Liquidity and Capital Resources

Overview

As of October 30, 2010, we were in compliance with all of our covenants related to our outstanding debt. On August 10, 2010, we and certain of our subsidiaries amended and restated the credit agreement for our ABL Facility in order to extend the maturity date of the facility and amend certain other provisions. The ABL Facility as amended provides for $1,850 million of revolving commitments maturing on August 10, 2015 which could increase by $650 million, subject to certain conditions. Borrowings under this credit facility are secured by tangible and intangible assets of the Company and certain of our subsidiaries, subject to specific exclusions stated in the credit agreement. Availability is determined pursuant to a borrowing base, consisting of specified percentages of eligible inventory and eligible credit card receivables and certain real estate less any applicable availability reserves. At October 30, 2010, under our secured revolving credit facility, we had $520 million of outstanding borrowings, a total of $105 million of outstanding letters of credit and excess availability of $1,225 million. This amount is also subject to the minimum excess availability covenant, which was $125 million at October 30, 2010, with remaining availability of $1,100 million in excess of the covenant.

In addition, we enter into short-term intercompany loans with Parent. As of October 30, 2010, January 30, 2010 and October 31, 2009, we maintained balances of $162 million, $0 and $292 million, respectively, in short-term intercompany loans with Parent.

We are dependent on the borrowings provided by the lenders to support our working capital needs and capital expenditures. Currently, we have funds available to finance our operations under our ABL Facility, through August 2015. Our lenders may be unable to fund borrowings under their credit commitments to us if these lenders face bankruptcy or failure. If our cash flow and capital resources do not provide the necessary liquidity, it could have a significant negative effect on our results of operations.

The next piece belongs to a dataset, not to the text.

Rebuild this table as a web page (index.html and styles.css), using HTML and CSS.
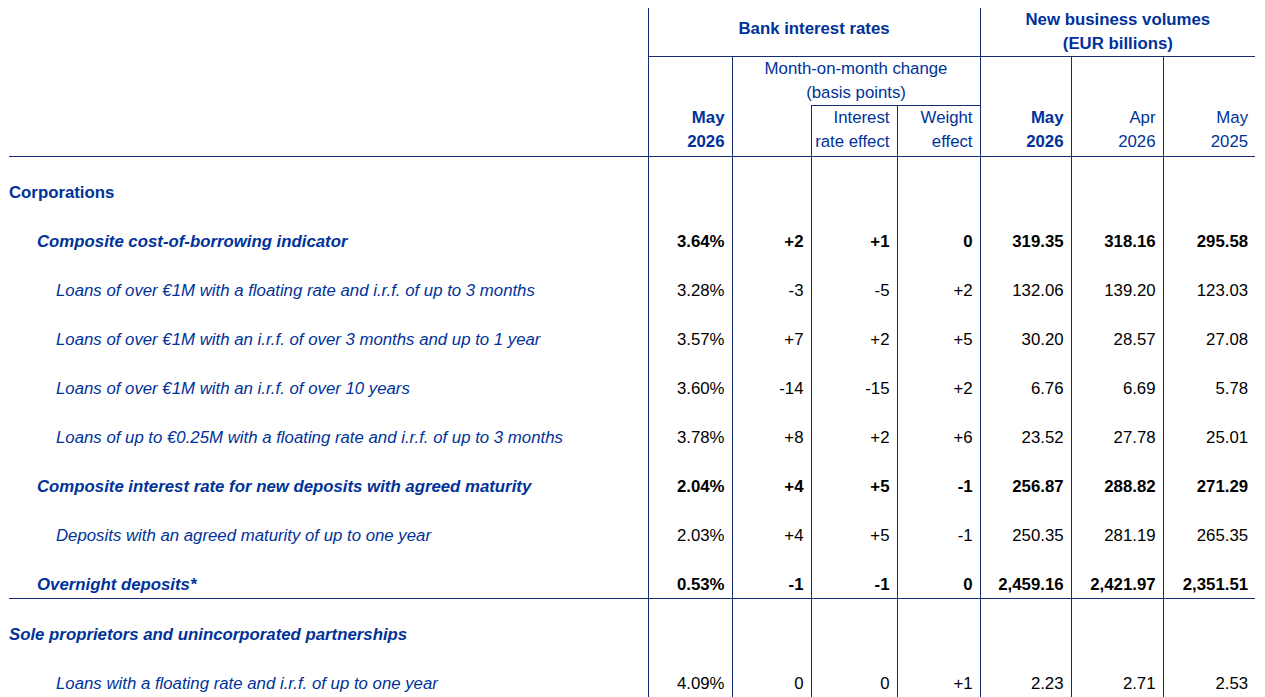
FILE: index.html
```html
<!DOCTYPE html>
<html lang="en">
<head>
<meta charset="utf-8">
<title>Bank interest rates</title>
<link rel="stylesheet" href="styles.css">
</head>
<body>
<table class="rates">
  <colgroup>
    <col class="c-label">
    <col class="c-rate">
    <col class="c-mom">
    <col class="c-ire">
    <col class="c-we">
    <col class="c-v1">
    <col class="c-v2">
    <col class="c-v3">
  </colgroup>
  <thead>
    <tr class="h1">
      <th class="h-blank" rowspan="3"></th>
      <th class="h-group h-mid" colspan="4">Bank interest rates</th>
      <th class="h-group" colspan="3">New business volumes<br>(EUR billions)</th>
    </tr>
    <tr class="h2">
      <th class="h-col h-bold" rowspan="2">May<br>2026</th>
      <th class="h-mom" colspan="3">Month-on-month change<br>(basis points)</th>
      <th class="h-col h-bold" rowspan="2">May<br>2026</th>
      <th class="h-col" rowspan="2">Apr<br>2026</th>
      <th class="h-col h-last" rowspan="2">May<br>2025</th>
    </tr>
    <tr class="h3">
      <th class="h-col h-empty"></th>
      <th class="h-col h-sub">Interest<br>rate effect</th>
      <th class="h-col h-sub">Weight<br>effect</th>
    </tr>
  </thead>
  <tbody>
    <tr class="sect">
      <td class="lab lv0">Corporations</td>
      <td></td><td></td><td></td><td></td><td></td><td></td><td class="last"></td>
    </tr>
    <tr class="strong">
      <td class="lab lv1">Composite cost-of-borrowing indicator</td>
      <td>3.64%</td><td>+2</td><td>+1</td><td>0</td><td>319.35</td><td>318.16</td><td class="last">295.58</td>
    </tr>
    <tr>
      <td class="lab lv2">Loans of over €1M with a floating rate and i.r.f. of up to 3 months</td>
      <td>3.28%</td><td>-3</td><td>-5</td><td>+2</td><td>132.06</td><td>139.20</td><td class="last">123.03</td>
    </tr>
    <tr>
      <td class="lab lv2">Loans of over €1M with an i.r.f. of over 3 months and up to 1 year</td>
      <td>3.57%</td><td>+7</td><td>+2</td><td>+5</td><td>30.20</td><td>28.57</td><td class="last">27.08</td>
    </tr>
    <tr>
      <td class="lab lv2">Loans of over €1M with an i.r.f. of over 10 years</td>
      <td>3.60%</td><td>-14</td><td>-15</td><td>+2</td><td>6.76</td><td>6.69</td><td class="last">5.78</td>
    </tr>
    <tr>
      <td class="lab lv2">Loans of up to €0.25M with a floating rate and i.r.f. of up to 3 months</td>
      <td>3.78%</td><td>+8</td><td>+2</td><td>+6</td><td>23.52</td><td>27.78</td><td class="last">25.01</td>
    </tr>
    <tr class="strong">
      <td class="lab lv1">Composite interest rate for new deposits with agreed maturity</td>
      <td>2.04%</td><td>+4</td><td>+5</td><td>-1</td><td>256.87</td><td>288.82</td><td class="last">271.29</td>
    </tr>
    <tr>
      <td class="lab lv2">Deposits with an agreed maturity of up to one year</td>
      <td>2.03%</td><td>+4</td><td>+5</td><td>-1</td><td>250.35</td><td>281.19</td><td class="last">265.35</td>
    </tr>
    <tr class="strong">
      <td class="lab lv1">Overnight deposits*</td>
      <td>0.53%</td><td>-1</td><td>-1</td><td>0</td><td>2,459.16</td><td>2,421.97</td><td class="last">2,351.51</td>
    </tr>
    <tr class="sect split">
      <td class="lab lv0 it">Sole proprietors and unincorporated partnerships</td>
      <td></td><td></td><td></td><td></td><td></td><td></td><td class="last"></td>
    </tr>
    <tr>
      <td class="lab lv2">Loans with a floating rate and i.r.f. of up to one year</td>
      <td>4.09%</td><td>0</td><td>0</td><td>+1</td><td>2.23</td><td>2.71</td><td class="last">2.53</td>
    </tr>
  </tbody>
</table>
</body>
</html>
```

FILE: styles.css
```css
html, body {
  background: #ffffff;
}
body {
  margin: 8px 0 0 9px;
  font-family: "Liberation Sans", Arial, sans-serif;
  font-size: 16.8px;
  color: #003299;
}
.rates {
  border-collapse: collapse;
  table-layout: fixed;
  width: 1246px;
}
.c-label { width: 639px; }
.c-rate { width: 84px; }
.c-mom { width: 79px; }
.c-ire { width: 86px; }
.c-we { width: 83px; }
.c-v1 { width: 91px; }
.c-v2 { width: 92px; }
.c-v3 { width: 92px; }

th, td {
  padding: 0;
  line-height: 24px;
}
th {
  font-weight: normal;
  color: #003299;
}
.h-blank {
  border-right: 1px solid #142b6f;
  border-bottom: 1px solid #142b6f;
}
.h1 th.h-group {
  height: 48px;
  font-weight: bold;
  text-align: center;
  vertical-align: bottom;
  padding-bottom: 0;
  border-bottom: 1px solid #142b6f;
  border-right: 1px solid #142b6f;
}
.h1 th.h-group:last-child {
  border-right: none;
}
.h1 th.h-mid {
  vertical-align: top;
  padding-top: 9px;
  height: 39px;
}
.h2 th, .h3 th {
  vertical-align: bottom;
}
.h-mom {
  text-align: center;
  vertical-align: top !important;
  height: 48px;
  padding-top: 0;
  border-right: 1px solid #142b6f;
}
.h-col {
  text-align: right;
  padding: 0 7px 2px 0;
  border-right: 1px solid #142b6f;
  border-bottom: 1px solid #142b6f;
}
.h3 th {
  height: 48px;
}
.h-sub {
  border-top: 1px solid #142b6f;
}
.h-bold {
  font-weight: bold;
}
.h-last {
  border-right: none;
}

td {
  height: 46px;
  vertical-align: bottom;
  text-align: right;
  padding: 0 7px 3px 0;
  line-height: 20px;
  color: #000000;
  border-right: 1px solid #142b6f;
  white-space: nowrap;
}
td.last {
  border-right: none;
}
td.lab {
  text-align: left;
  color: #003299;
  font-style: italic;
  border-right: 1px solid #142b6f;
}
td.lv0 {
  padding-left: 0;
  font-weight: bold;
  font-style: normal;
}
td.lv0.it {
  font-style: italic;
}
td.lv1 {
  padding-left: 28px;
  font-weight: bold;
}
td.lv2 {
  padding-left: 47px;
}
tr.strong td {
  font-weight: bold;
}
tr.split td {
  border-top: 1px solid #142b6f;
}
```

In general, our primary uses of cash are providing for working capital purposes, which principally represent the purchase of inventory, servicing debt, remodeling existing stores (including conversions), financing construction of new stores, and paying expenses, such as payroll costs, to operate our stores. Our working capital needs follow a seasonal pattern, peaking in the third quarter of the year when inventory is purchased for the fourth quarter holiday selling season. Our largest source of operating cash flows is cash collections from our customers. We have been able to meet our cash needs principally by using cash on hand, cash flows from operations and borrowings under our revolving credit facility.

Although we believe that cash generated from operations, along with our existing cash and revolving credit facility will be sufficient to fund our expected cash flow requirements and planned capital expenditures for at least the next 12 months, any world-wide financial market disruption could have a negative impact on our available resources in the future. We believe that we have the ability to repay or refinance our current outstanding borrowings maturing within the next 12 months.

Capital Expenditures

A component of our long-term strategy is our capital expenditure program. Our capital expenditures are primarily for financing construction of new stores, remodeling existing stores, as well as improving and enhancing our information technology systems and are funded primarily through cash provided by operating activities, as well as available cash. Throughout fiscal 2009 we curtailed our capital spending due to the prevailing economic environment. For fiscal 2010, we have increased our capital spending to grow our business through a continued focus on our integrated strategy, recognizing the synergies between our toy and juvenile categories.

The following table discloses our capital expenditures for the thirty-nine weeks ended October 30, 2010 and October 31, 2009:

 

     39 Weeks Ended  

(In millions)

   October 30,
2010
     October 31,
2009
 

Conversion projects (1)

   $ 58       $ 21   

Information technology

     43         25   

New stores (2)

     41         26   

Distributions centers

     21         10   

Other store-related projects (3)

     14         31   
                 

Total capital expenditures

   $ 177       $ 113   
                 

 

(1)

Includes SBS conversions and other remodels pursuant to our juvenile integration strategy.

(2)

Includes SSBS relocations and Express stores.

(3)

Includes other store-related projects (other than conversion projects) such as store updates and expenses incurred in connection with the maintenance of our stores.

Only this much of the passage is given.